Grógaldr or The Spell of Gróa is the first of two Old Norse poems, now commonly published under the title Svipdagsmál found in several 17th-century paper manuscripts with Fjölsvinnsmál. In at least three of these manuscripts, the poems are in reverse order and separated by a third eddic poem titled, Hyndluljóð.[1] For a long time, the connection between the two poems was not realized, until in 1854 Svend Grundtvig pointed out a connection between the story told in Gróagaldr and the first part of the medieval Scandinavian ballad of Ungen Sveidal/Herr Svedendal/Hertig Silfverdal (TSB A 45, DgF 70, SMB 18, NMB 22[2]). Then in 1856, Sophus Bugge noticed that the last part of the ballad corresponded to Fjölsvinnsmál. Bugge wrote about this connection in Forhandlinger i Videnskabs-Selskabet i Christiania 1860, calling the two poems together Svipdagsmál. Subsequent scholars have accepted this title.[3]

Groa's Incantation by W. G. Collingwood

Grógaldr is one of six eddic poems involving necromantic practice. It details Svipdagr's raising of his mother Groa, a völva, from the dead. Before her death, she requested him to do so if he ever required her help; the prescience of the völva is illustrated in this respect. The purpose of this necromancy was that she could assist her son in a task set him by his cunning stepmother. Svipdag's mother, Gróa, has been identified as the same völva who chanted a piece of Hrungnir's hone from Thor's head after their duel, as detailed in Snorri Sturluson's Prose Edda.[4] There, Gróa is the wife of Aurvandil, a man Thor rescues from certain death on his way home from Jötunheim. The news of her husband's fate makes Gróa so happy, she forgets the charm, leaving the hone firmly lodged in Thor's forehead.

In the first stanza of this poem Svipdag speaks and bids his mother to arise from beyond the grave, at her burial mound, as she had bidden him do in life. The second stanza contains her response, in which she asks Svipdag why he has awakened her from death.

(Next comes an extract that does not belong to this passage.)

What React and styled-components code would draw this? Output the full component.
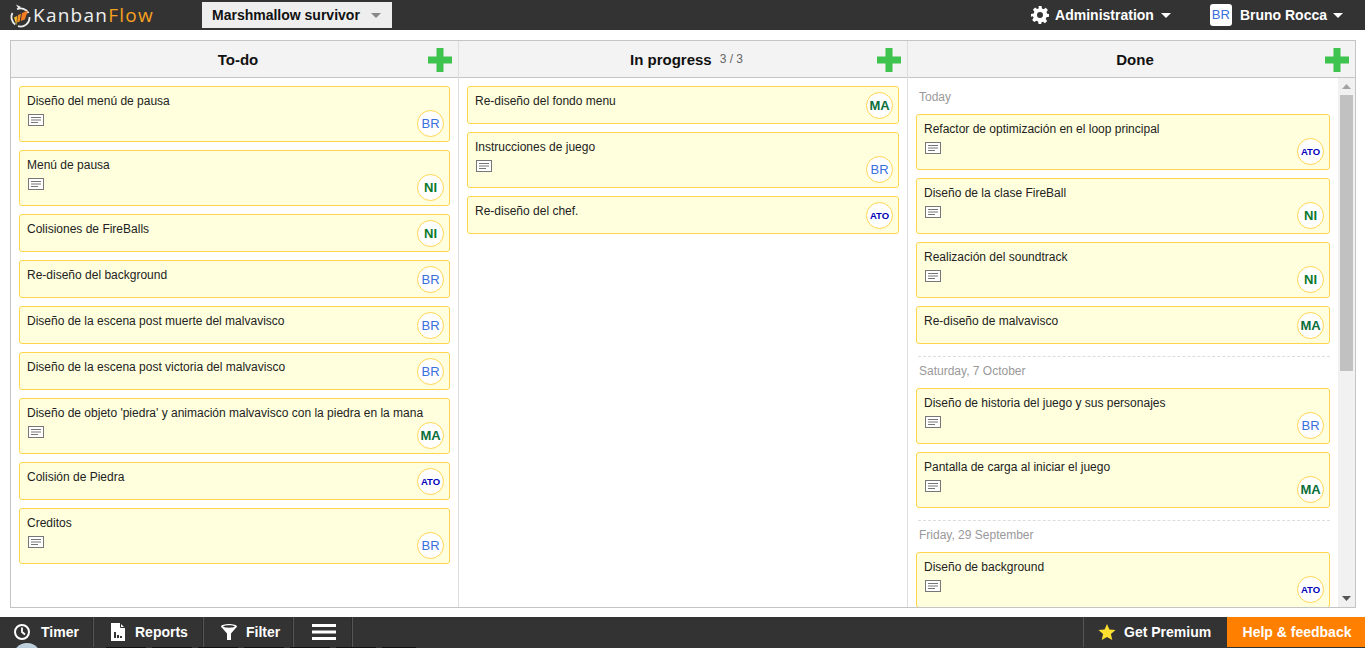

He responds by telling her of the task he has been set by his stepmother, i.e. to win the hand of Menglöð. He is all too aware of the difficulty of this: he presages this difficulty by stating that:

"she bade me travel to a place
where travel one cannot
to meet with fair Menglöð"

His dead mother agrees with him that he faces a long and difficult journey but does not attempt to dissuade him from it.

Svipdag then requests his mother to cast spells for his protection.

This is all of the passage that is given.